The real sticking point, as if the others weren’t enough, is that not all the families are sure they WON’T go to school.  Mine, for one.  Although we’re comfortable enough with pushing kindergarten for a year (the boy is a bit on the young side anyway,) if there isn’t going to be a rock-solid alternative, he’ll probably go.  “He has to have something… some regular interaction,” I offer, glumly. 

Another family has a child that has some special learning needs.  They are definitely sending her, she’s missed too much already with school shutting down last March.  And because she’s going, her sister would have to be out of the group.  That would defeat the purpose.  The father is understanding, but part of the reason he’s here is that he thinks schools will shut down at some point, and wants options.

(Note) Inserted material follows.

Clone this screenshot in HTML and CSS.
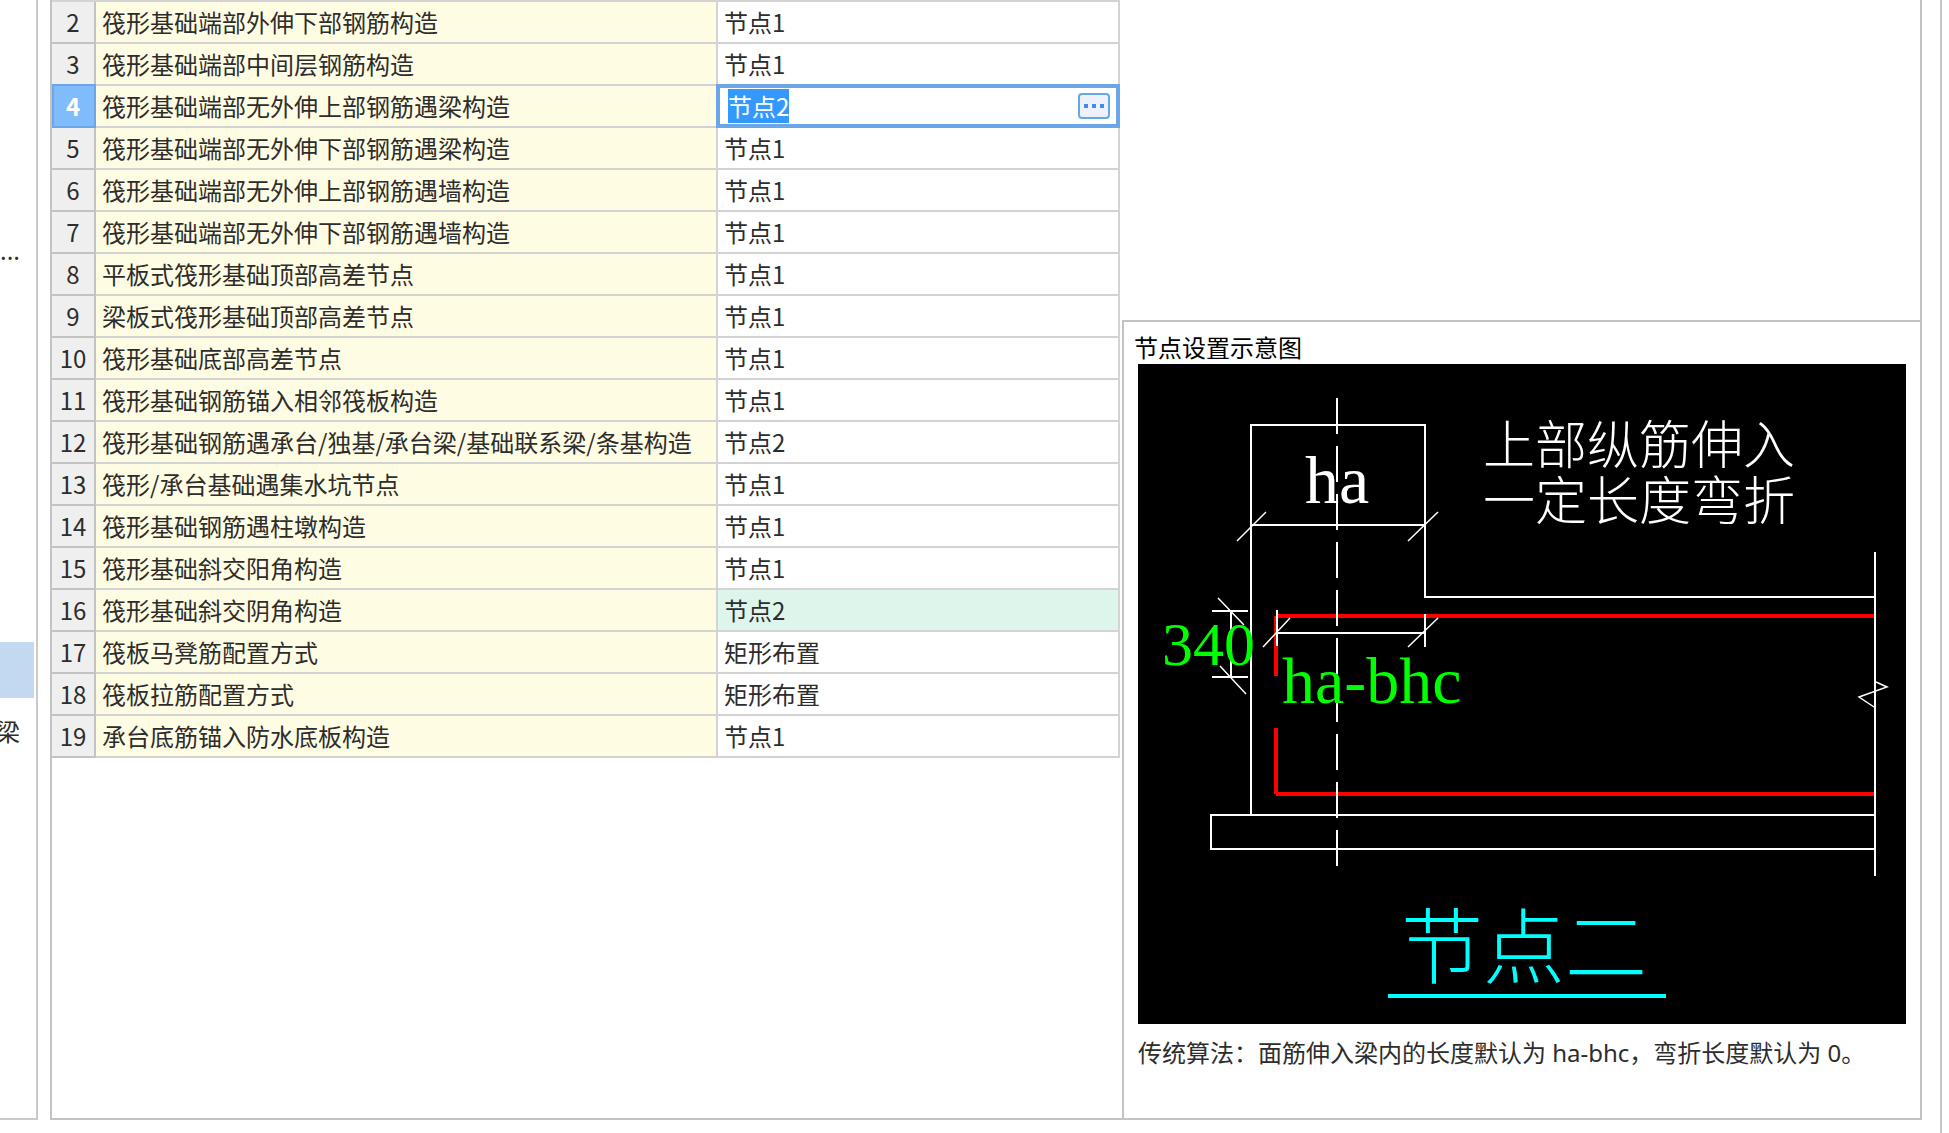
FILE: index.html
```html
<!DOCTYPE html>
<html lang="zh-CN">
<head>
<meta charset="utf-8">
<title>节点设置</title>
<link rel="stylesheet" href="styles.css">
</head>
<body>
<div class="window">
  <nav class="sidebar">
    <ul class="tree">
      <li class="tree-item">...</li>
      <li class="tree-item tree-item-selected"></li>
      <li class="tree-item tree-item-last">梁</li>
    </ul>
  </nav>
  <main class="panel">
    <div class="grid-area">
      <table class="settings">
        <colgroup><col class="col-no"><col><col class="col-value"></colgroup>
        <tbody>
          <tr><th scope="row">2</th><td class="name">筏形基础端部外伸下部钢筋构造</td><td>节点1</td></tr>
          <tr><th scope="row">3</th><td class="name">筏形基础端部中间层钢筋构造</td><td>节点1</td></tr>
          <tr class="current"><th scope="row">4</th><td class="name" id="name4">筏形基础端部无外伸上部钢筋遇梁构造</td><td class="editing"><div class="editor"><input class="editor-input" id="node-value" type="text" value="节点2" aria-labelledby="name4"><button class="more" type="button" aria-label="选择节点"><svg width="20" height="4" viewBox="0 0 20 4"><path d="M0 0h4v4H0zM8 0h4v4H8zM16 0h4v4h-4z"/></svg></button></div></td></tr>
          <tr><th scope="row">5</th><td class="name">筏形基础端部无外伸下部钢筋遇梁构造</td><td>节点1</td></tr>
          <tr><th scope="row">6</th><td class="name">筏形基础端部无外伸上部钢筋遇墙构造</td><td>节点1</td></tr>
          <tr><th scope="row">7</th><td class="name">筏形基础端部无外伸下部钢筋遇墙构造</td><td>节点1</td></tr>
          <tr><th scope="row">8</th><td class="name">平板式筏形基础顶部高差节点</td><td>节点1</td></tr>
          <tr><th scope="row">9</th><td class="name">梁板式筏形基础顶部高差节点</td><td>节点1</td></tr>
          <tr><th scope="row">10</th><td class="name">筏形基础底部高差节点</td><td>节点1</td></tr>
          <tr><th scope="row">11</th><td class="name">筏形基础钢筋锚入相邻筏板构造</td><td>节点1</td></tr>
          <tr><th scope="row">12</th><td class="name">筏形基础钢筋遇承台/独基/承台梁/基础联系梁/条基构造</td><td>节点2</td></tr>
          <tr><th scope="row">13</th><td class="name">筏形/承台基础遇集水坑节点</td><td>节点1</td></tr>
          <tr><th scope="row">14</th><td class="name">筏形基础钢筋遇柱墩构造</td><td>节点1</td></tr>
          <tr><th scope="row">15</th><td class="name">筏形基础斜交阳角构造</td><td>节点1</td></tr>
          <tr><th scope="row">16</th><td class="name">筏形基础斜交阴角构造</td><td class="changed">节点2</td></tr>
          <tr><th scope="row">17</th><td class="name">筏板马凳筋配置方式</td><td>矩形布置</td></tr>
          <tr><th scope="row">18</th><td class="name">筏板拉筋配置方式</td><td>矩形布置</td></tr>
          <tr><th scope="row">19</th><td class="name">承台底筋锚入防水底板构造</td><td>节点1</td></tr>
        </tbody>
      </table>
    </div>
    <section class="preview">
      <h2 class="preview-title">节点设置示意图</h2>
      <svg class="diagram" viewBox="0 0 768 660" role="img" aria-label="节点二">
        <rect width="768" height="660" fill="#000"/>
        <g fill="none" stroke="#f00" stroke-width="4">
          <path d="M138 252V312M140 252H737M138 364V430M138 430H737"/>
        </g>
        <g fill="none" stroke="#fff" stroke-width="2">
          <path d="M113 451V61H287V233H737M737 451H73V485H737M737 188V512"/>
          <path d="M199 34V502" stroke-dasharray="36 12"/>
          <path d="M113 161H287M139 269H287M139 246V282M287 250V283"/>
          <path d="M93 247V313M74 247H110M74 313H110"/>
        </g>
        <g fill="none" stroke="#fff" stroke-width="1.5">
          <path d="M99 177L128 148M270 177L300 148M125 283L152 254M270 283L300 254"/>
          <path d="M80 234L106 261M82 302L108 330"/>
          <path d="M738 318L749 323L721 333L736 343"/>
        </g>
        <g class="cad-latin">
          <text class="white" x="167" y="139" font-size="68">ha</text>
          <text class="green" x="24" y="301" font-size="62">340</text>
          <text class="green" x="144" y="339" font-size="66">ha-bhc</text>
        </g>
        <g class="cad-cjk">
          <text class="white" x="345" y="100" font-size="52">上部纵筋伸入</text>
          <text class="white" x="345" y="156" font-size="52">一定长度弯折</text>
          <text class="cyan" x="263" y="613" font-size="82">节点二</text>
        </g>
        <path d="M250 632H528" stroke="#0ff" stroke-width="4"/>
      </svg>
      <p class="preview-note">传统算法：面筋伸入梁内的长度默认为 ha-bhc，弯折长度默认为 0。</p>
    </section>
  </main>
</div>
<script src="script.js"></script>
</body>
</html>
```
FILE: styles.css
```css
* {
  box-sizing: border-box;
}

body {
  margin: 0;
  background: #fff;
  color: #2d2d2d;
  font: 24px/34px "Noto Sans CJK SC", sans-serif;
}

.window {
  display: flex;
  gap: 12px;
  min-height: 100vh;
  margin-right: 7px;
  padding-right: 18px;
  border-right: 2px solid #c3c6c8;
}

.sidebar {
  flex: 0 0 38px;
  margin-bottom: 13px;
  overflow: hidden;
  border-right: 2px solid #c9c9c9;
  border-bottom: 2px solid #c9c9c9;
}

.tree {
  margin: 0;
  padding: 222px 0 0;
  list-style: none;
}

.tree-item {
  display: flex;
  align-items: center;
  justify-content: flex-end;
  height: 56px;
  padding-right: 16px;
}

.tree-item-selected {
  margin: 364px 2px 0 0;
  background: #c3d9f1;
}

.tree-item-last {
  height: 66px;
}

.panel {
  flex: 1;
  display: grid;
  grid-template-columns: 1070fr 798fr;
  min-width: 0;
  margin-bottom: 13px;
  border: 2px solid #c3c3c3;
  border-top: 0;
}

.grid-area {
  min-width: 0;
  padding-right: 2px;
}

.settings {
  width: 100%;
  table-layout: fixed;
  border-collapse: separate;
  border-spacing: 0;
  border-top: 2px solid #d3d3d3;
}

.col-no {
  width: 44px;
}

.col-value {
  width: 402px;
}

.settings th,
.settings td {
  height: 42px;
  padding: 0 6px;
  border-right: 2px solid #d3d3d3;
  border-bottom: 2px solid #d3d3d3;
  text-align: left;
  font-weight: 400;
  white-space: nowrap;
}

.settings th {
  padding: 0;
  border-color: #c3c3c3;
  background: #efefef;
  text-align: center;
}

.settings .name {
  background: #fffce4;
}

.settings .changed {
  background: #ddf5ea;
}

.settings .current th {
  border-color: #6ba7e8;
  background: #80bcfb;
  box-shadow: 0 -2px 0 #6ba7e8, inset 2px 0 0 #6ba7e8;
  color: #fff;
  font-weight: 700;
}

.settings .editing {
  position: relative;
}

.editor {
  position: absolute;
  inset: -2px;
  display: flex;
  align-items: center;
  padding: 0 6px 0 8px;
  border: 4px solid #6ba7e8;
  background: #fff;
}

.editor-input {
  flex: 1;
  min-width: 0;
  height: 34px;
  padding: 0;
  border: 0;
  outline: 0;
  background: none;
  color: inherit;
  font: inherit;
}

.editor-input::selection {
  background: #39f;
  color: #fff;
}

.more {
  display: flex;
  align-items: center;
  justify-content: center;
  width: 32px;
  height: 26px;
  padding: 0;
  border: 2px solid #62a9e6;
  border-radius: 4px;
  background: #edf1fa;
  fill: #3f8cea;
}

.preview {
  align-self: end;
  min-width: 0;
  padding: 8px 14px 48px;
  border-top: 2px solid #c3c3c3;
  border-left: 2px solid #c3c3c3;
}

.preview-title {
  margin: 0 -4px;
  color: #000;
  font-size: 24px;
  font-weight: 400;
}

.diagram {
  display: block;
  width: 100%;
}

.cad-latin {
  font-family: "Liberation Serif", serif;
}

.cad-cjk {
  font-family: "Noto Sans CJK SC", sans-serif;
  font-weight: 300;
}

.white {
  fill: #fff;
}

.green {
  fill: #0f0;
}

.cyan {
  fill: #0ff;
}

.preview-note {
  margin: 12px 0 0;
  font-family: "Noto Sans", "Noto Sans CJK SC", sans-serif;
}
```
FILE: script.js
```js
const input = document.getElementById("node-value");
input.focus();
input.select();
```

All the while, the kids are having a fantastic time.  The homeowner has been using the smart sprinkler system on his phone to light up random zones on the lawn, to the kids delight.  Wet, they are happily slipping all over the trampoline.  Then they are eating their weight in potato chips.  Then they are looking for bugs.  This has not gone unnoticed. 

The families who are thinking about school have a bit of a grace period.  Their school has already announced a delay… they’ll think they’ll be starting up a class in late September.  This gives the group a little leeway.  We all decide to give this a trial run:  two days a week, alternating houses, outside, no lesson plans yet.  “Let just see if we can find something that works.  At the very least they’ll have something to do for a couple weeks.”

Despite the blazing sun, there is a dark cloud hanging over the gathering.  I think it is much like the general malaise much of feel us when the day is done and we’re thinking, “What are we going to do tomorrow?”  The answer, too much of the time, is the same as it was the day before. 

One Dad puts this into words. “There’s just a lot of moving parts… I feel like no matter what happens at some point it’s just all going to fall apart.”  “You mean school?” says a Mom.  “No… what we’re trying to do, here.”